• Stated goal: Copy the data that follows, character for character, minus the pictures.

• Raw data:
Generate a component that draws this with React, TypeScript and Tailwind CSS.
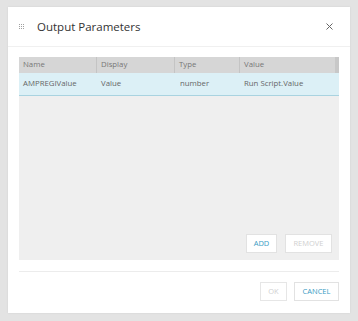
const rows = [
  { name: 'AMPREGIValue', display: 'Value', type: 'number', value: 'Run Script.Value' },
]

function Grip() {
  return (
    <svg width="6" height="6" viewBox="0 0 6 6" className="text-[#a0a0a0]">
      {[0, 2, 4].map((y) =>
        [0, 2, 4].map((x) => (
          <rect key={`${x}-${y}`} x={x} y={y} width="1" height="1" fill="currentColor" />
        ))
      )}
    </svg>
  )
}

export default function App() {
  return (
    <div
      className="w-[358px] h-[321px] bg-[#e3e3e3] pt-[7px] pl-[8px]"
      style={{ fontFamily: '"Open Sans", sans-serif' }}
    >
      <div className="w-[342px] h-[306px] bg-white shadow-[0_0_2px_rgba(0,0,0,0.08)] flex flex-col">
        <div className="h-[40px] flex items-center pl-[11px] pr-[17px] border-b border-[#f0f0f0]">
          <Grip />
          <span className="ml-[12px] text-[11.5px] text-[#333] leading-none">Output Parameters</span>
          <svg width="7" height="7" viewBox="0 0 7 7" className="ml-auto text-[#666]">
            <path d="M0.5 0.5L6.5 6.5M6.5 0.5L0.5 6.5" stroke="currentColor" strokeWidth="1" />
          </svg>
        </div>

        <div className="px-[11px] pt-[10px]">
          <div className="h-[203px] bg-[#efefef] flex flex-col">
            <div className="flex h-[16px] bg-[#d6d6d6] text-[7.8px] text-[#777] items-stretch">
              <div className="w-[78px] pl-[4px] flex items-center border-r border-[#c4c4c4]">Name</div>
              <div className="w-[78px] pl-[4px] flex items-center border-r border-[#c4c4c4]">Display</div>
              <div className="w-[65px] pl-[4px] flex items-center border-r border-[#c4c4c4]">Type</div>
              <div className="flex-1 pl-[4px] flex items-center">Value</div>
              <div className="w-[4px] bg-[#c8c8c8]" />
            </div>
            {rows.map((r) => (
              <div
                key={r.name}
                className="flex h-[23px] bg-[#dcf0f6] border-b border-[#a9d3e0] text-[7.8px] text-[#666] items-center"
              >
                <div className="w-[78px] pl-[4px]">{r.name}</div>
                <div className="w-[78px] pl-[4px]">{r.display}</div>
                <div className="w-[65px] pl-[5px]">{r.type}</div>
                <div className="flex-1 pl-[4px]">{r.value}</div>
              </div>
            ))}
            <div className="mt-auto flex justify-end gap-[8px] pr-[7px] pb-[7px]">
              <button className="h-[19px] w-[31px] bg-white border border-[#e2e2e2] text-[7.5px] text-[#3a9cc4]">
                ADD
              </button>
              <button className="h-[19px] w-[47px] bg-white border border-[#e2e2e2] text-[7.5px] text-[#d0d0d0]">
                REMOVE
              </button>
            </div>
          </div>
          <div className="mt-[11px] border-t border-[#ececec]" />
          <div className="mt-[10px] flex justify-end gap-[7px]">
            <button className="h-[19px] w-[27px] bg-white border border-[#e6e6e6] text-[7.5px] text-[#d0d0d0]">
              OK
            </button>
            <button className="h-[19px] w-[45px] bg-white border border-[#e2e2e2] text-[7.5px] text-[#3a9cc4]">
              CANCEL
            </button>
          </div>
        </div>
      </div>
    </div>
  )
}
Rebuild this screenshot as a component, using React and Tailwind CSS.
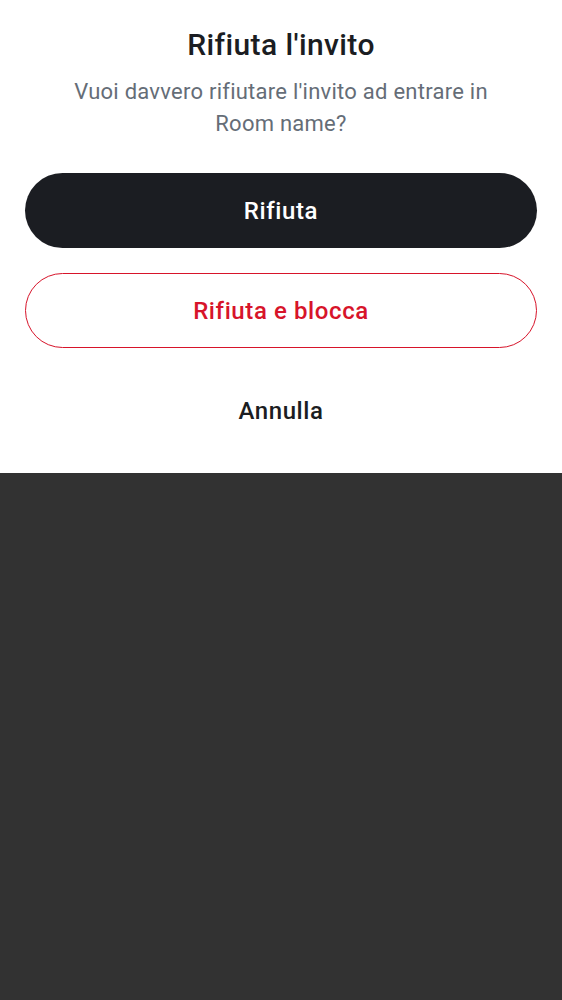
import React from 'react';

const App = () => {
  return (
    <div className="min-h-screen bg-[#323232] font-['Roboto',sans-serif]">
      <div className="bg-white px-[25px] pt-[28px] pb-[25px] flex flex-col items-center">
        <h1 className="text-[30px] leading-[34px] font-medium tracking-[0.4px] text-[#1b1d22] text-center">Rifiuta l'invito</h1>
        <p className="mt-[14px] w-[440px] text-[22px] leading-[32px] tracking-[0.25px] text-[#656d77] text-center">
          Vuoi davvero rifiutare l'invito ad entrare in Room name?
        </p>

        <div className="mt-[33px] w-full flex flex-col gap-[25px]">
          <button className="h-[75px] w-full rounded-full bg-[#1b1d22] text-white text-[24px] font-medium tracking-[0.6px]">
            Rifiuta
          </button>
          <button className="h-[75px] w-full rounded-full border border-[#d7142a] bg-white text-[#d7142a] text-[24px] font-medium tracking-[0.6px]">
            Rifiuta e blocca
          </button>
          <button className="h-[75px] w-full rounded-full text-[#1b1d22] text-[24px] font-medium tracking-[0.6px]">
            Annulla
          </button>
        </div>
      </div>
    </div>
  );
};

export default App;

• The output:
Generate a component that draws this with React, TypeScript and Tailwind CSS.
const rows = [
  { name: 'AMPREGIValue', display: 'Value', type: 'number', value: 'Run Script.Value' },
]

function Grip() {
  return (
    <svg width="6" height="6" viewBox="0 0 6 6" className="text-[#a0a0a0]">
      {[0, 2, 4].map((y) =>
        [0, 2, 4].map((x) => (
          <rect key={`${x}-${y}`} x={x} y={y} width="1" height="1" fill="currentColor" />
        ))
      )}
    </svg>
  )
}

export default function App() {
  return (
    <div
      className="w-[358px] h-[321px] bg-[#e3e3e3] pt-[7px] pl-[8px]"
      style={{ fontFamily: '"Open Sans", sans-serif' }}
    >
      <div className="w-[342px] h-[306px] bg-white shadow-[0_0_2px_rgba(0,0,0,0.08)] flex flex-col">
        <div className="h-[40px] flex items-center pl-[11px] pr-[17px] border-b border-[#f0f0f0]">
          <Grip />
          <span className="ml-[12px] text-[11.5px] text-[#333] leading-none">Output Parameters</span>
          <svg width="7" height="7" viewBox="0 0 7 7" className="ml-auto text-[#666]">
            <path d="M0.5 0.5L6.5 6.5M6.5 0.5L0.5 6.5" stroke="currentColor" strokeWidth="1" />
          </svg>
        </div>

        <div className="px-[11px] pt-[10px]">
          <div className="h-[203px] bg-[#efefef] flex flex-col">
            <div className="flex h-[16px] bg-[#d6d6d6] text-[7.8px] text-[#777] items-stretch">
              <div className="w-[78px] pl-[4px] flex items-center border-r border-[#c4c4c4]">Name</div>
              <div className="w-[78px] pl-[4px] flex items-center border-r border-[#c4c4c4]">Display</div>
              <div className="w-[65px] pl-[4px] flex items-center border-r border-[#c4c4c4]">Type</div>
              <div className="flex-1 pl-[4px] flex items-center">Value</div>
              <div className="w-[4px] bg-[#c8c8c8]" />
            </div>
            {rows.map((r) => (
              <div
                key={r.name}
                className="flex h-[23px] bg-[#dcf0f6] border-b border-[#a9d3e0] text-[7.8px] text-[#666] items-center"
              >
                <div className="w-[78px] pl-[4px]">{r.name}</div>
                <div className="w-[78px] pl-[4px]">{r.display}</div>
                <div className="w-[65px] pl-[5px]">{r.type}</div>
                <div className="flex-1 pl-[4px]">{r.value}</div>
              </div>
            ))}
            <div className="mt-auto flex justify-end gap-[8px] pr-[7px] pb-[7px]">
              <button className="h-[19px] w-[31px] bg-white border border-[#e2e2e2] text-[7.5px] text-[#3a9cc4]">
                ADD
              </button>
              <button className="h-[19px] w-[47px] bg-white border border-[#e2e2e2] text-[7.5px] text-[#d0d0d0]">
                REMOVE
              </button>
            </div>
          </div>
          <div className="mt-[11px] border-t border-[#ececec]" />
          <div className="mt-[10px] flex justify-end gap-[7px]">
            <button className="h-[19px] w-[27px] bg-white border border-[#e6e6e6] text-[7.5px] text-[#d0d0d0]">
              OK
            </button>
            <button className="h-[19px] w-[45px] bg-white border border-[#e2e2e2] text-[7.5px] text-[#3a9cc4]">
              CANCEL
            </button>
          </div>
        </div>
      </div>
    </div>
  )
}
Rebuild this screenshot as a component, using React and Tailwind CSS.
import React from 'react';

const App = () => {
  return (
    <div className="min-h-screen bg-[#323232] font-['Roboto',sans-serif]">
      <div className="bg-white px-[25px] pt-[28px] pb-[25px] flex flex-col items-center">
        <h1 className="text-[30px] leading-[34px] font-medium tracking-[0.4px] text-[#1b1d22] text-center">Rifiuta l'invito</h1>
        <p className="mt-[14px] w-[440px] text-[22px] leading-[32px] tracking-[0.25px] text-[#656d77] text-center">
          Vuoi davvero rifiutare l'invito ad entrare in Room name?
        </p>

        <div className="mt-[33px] w-full flex flex-col gap-[25px]">
          <button className="h-[75px] w-full rounded-full bg-[#1b1d22] text-white text-[24px] font-medium tracking-[0.6px]">
            Rifiuta
          </button>
          <button className="h-[75px] w-full rounded-full border border-[#d7142a] bg-white text-[#d7142a] text-[24px] font-medium tracking-[0.6px]">
            Rifiuta e blocca
          </button>
          <button className="h-[75px] w-full rounded-full text-[#1b1d22] text-[24px] font-medium tracking-[0.6px]">
            Annulla
          </button>
        </div>
      </div>
    </div>
  );
};

export default App;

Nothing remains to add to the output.